From June 1863, companies B and C of the 1st Battalion California Volunteer Mountaineers relieved 2nd Regiment as garrison of Fort Gaston. Company D later reinforced them. These units were involved in various skirmishes during 1863, at Oak Camp June 6, Thomas' Ranch November 12, Trinity River November 13 and Willow Creek November 17.

On December 25, 1863, a battle with the Indians took place near Fort Gaston. The Indians holed up in several log buildings, firing at companies B and C of the mountaineers from rifle ports. Attempting to drive them out the army attacked them with howitzers. At nightfall, with the buildings in ruins, the Indians were able to escape in the darkness.

The mountaineers continued operating against Indians in 1864, Company B in a skirmish near Boynton's Prairie May 6, 1864. Company C, at the Thomas House, on the Trinity River, May 27, 1864, and in operations in the Trinity Valley September 1-December 3, 1864. The mountaineer companies held the fort until June 1865.

Company A, 1st Battalion of Native Cavalry, California Volunteers ordered to Humboldt District December 26, 1863. Arrived there January 12, 1864 serving at Fort Gaston until March 6, 1864.

Peace was finally signed with the Hupa Indians on August 12, 1864.

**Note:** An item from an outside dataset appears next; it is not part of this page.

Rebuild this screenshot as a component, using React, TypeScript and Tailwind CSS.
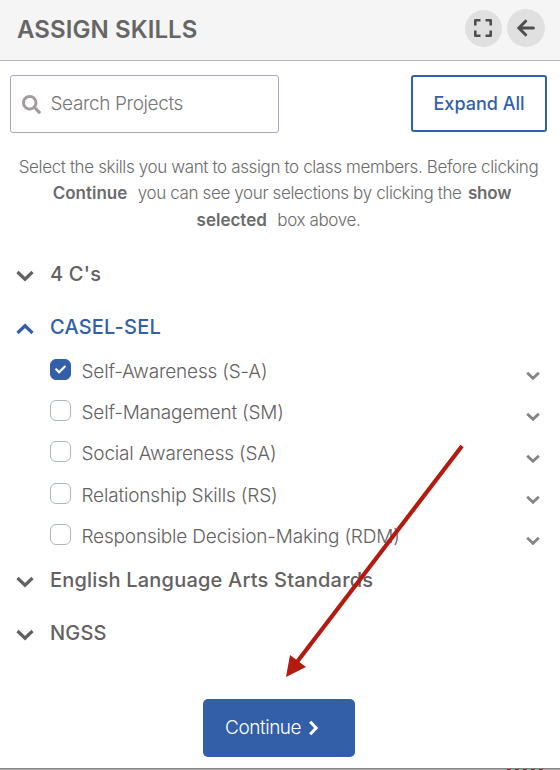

Company B, 4th Regiment California Volunteer Infantry was ordered to Fort Humboldt April 5, 1865 to replace the mountaineer garrison and served there until mustered out April 18, 1866.

Renamed Camp Gaston in January 1866 it was again redesignated Fort Gaston in April 1867. It was finally abandoned in June 1892, and was turned over the Department of the Interior and became part of the Hupa reservation.

==Fort Gaston fish hatchery==

In 1889, the United States Fish Commission built a salmon hatchery at Fort Gaston; the station was abandoned in 1898 due to its inaccessibility.